Three Novels, One Epic
The Condor Trilogy (射雕三部曲) — Legend of the Condor Heroes, Return of the Condor Heroes, and Heaven Sword and Dragon Saber — is Jin Yong's greatest achievement: three standalone novels that together form an epic spanning 155 years and multiple generations.
⚠️ Spoiler Warning
This article discusses plot connections across all three novels.
Character Connections
Direct Lineage
| Novel 1 Character | Novel 2 Connection | Novel 3 Connection | |---|---|---| | Guo Jing & Huang Rong | Guo Fu (daughter) appears | Their legacy hidden in the weapons | | Yang Kang | Yang Guo (son) is protagonist | — | | Wang Chongyang | His tomb is central setting | His techniques influence events | | Zhou Botong | Still alive, still eccentric | Referenced as legend |
The Five Greats Evolution
- Novel 1: The original Five Greats compete at Hua Mountain
- Novel 2: A new generation of Five Greats emerges
- Novel 3: The Five Greats are distant legends, their techniques scattered
The Weapons Connection
The greatest revelation connecting the trilogy:
- Guo Jing and Huang Rong create the Heaven Sword and Dragon Saber before Xiangyang falls
- Hidden inside are the Nine Yin Manual and a military strategy book
- The entire martial world of Novel 3 fights over these weapons — not knowing they contain Guo Jing's legacy
- This connects the heroism of Novel 1 to the political intrigue of Novel 3
Technique Inheritance
Martial arts techniques flow between novels:
- Nine Yin Manual — appears in all three novels in different forms
- Eighteen Dragon-Subduing Palms — from Hong Qigong → Guo Jing → eventually lost and rediscovered
- Jade Maiden Swordsmanship — from Lin Chaoying → Ancient Tomb Sect → Xiao Longnu
- Quanzhen Swordsmanship — degenerates from supreme technique to merely adequate
Thematic Evolution
| Theme | Novel 1 | Novel 2 | Novel 3 | |---|---|---|---| | Heroism | Clear, patriotic | Personal, rebellious | Ambiguous, politically complex | | Love | Simple devotion | Forbidden, passionate | Tangled, manipulative | | Martial world | Orderly, hierarchical | Challenged by individuals | Corrupt, power-obsessed | | History | Heroes resist invasion | Love amid war | People's uprising against oppression |
The Decline of the Martial World
One of the trilogy's most poignant threads: the martial world gets weaker over time.

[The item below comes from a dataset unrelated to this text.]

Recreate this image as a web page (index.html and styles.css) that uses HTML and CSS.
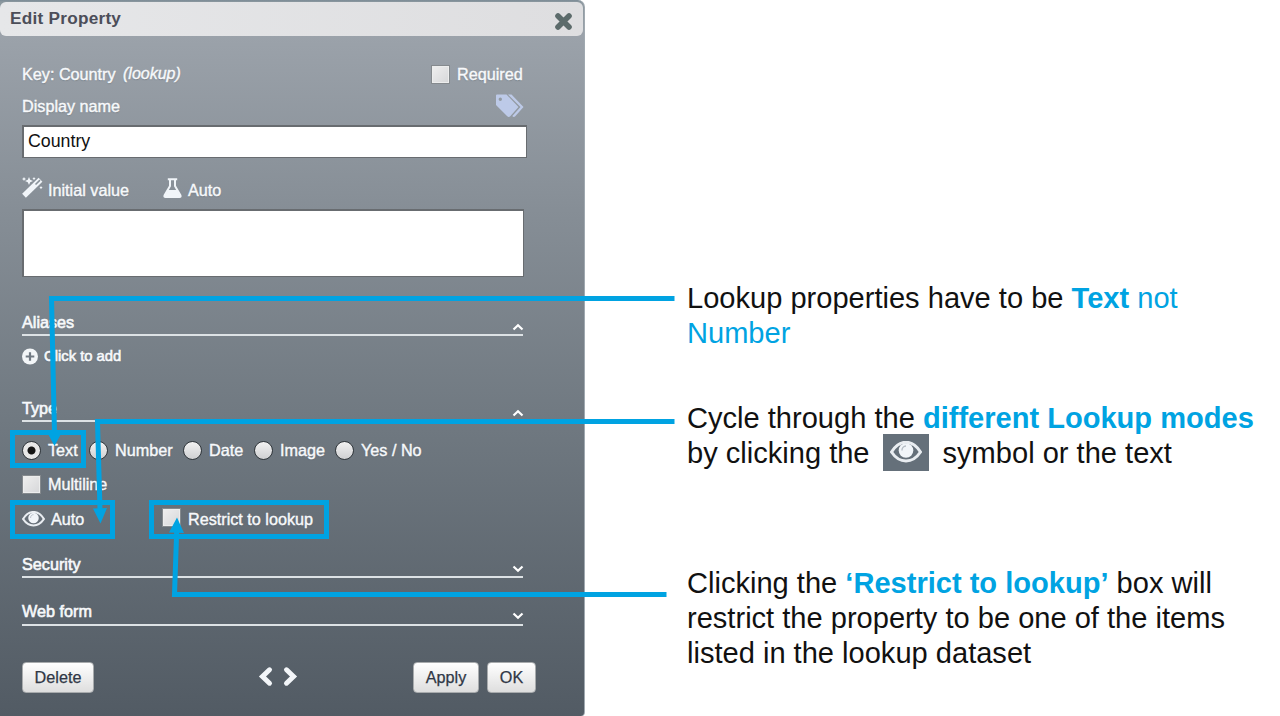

Novel 1's heroes are more powerful than Novel 3's. This decline mirrors:
- The corruption of institutions over time
- The loss of knowledge across generations
- The fading of heroic ideals into political scheming
Why It Works
The Condor Trilogy succeeds as a connected work because:
- Each novel stands completely alone — you don't need the others
- The connections reward knowledgeable readers without punishing newcomers
- The generational perspective gives the story epic scope
- The declining power levels add melancholy and meaning
The Condor Trilogy is proof that popular fiction can achieve the depth and scope of literary art — a 155-year epic of love, honor, and the passage of time.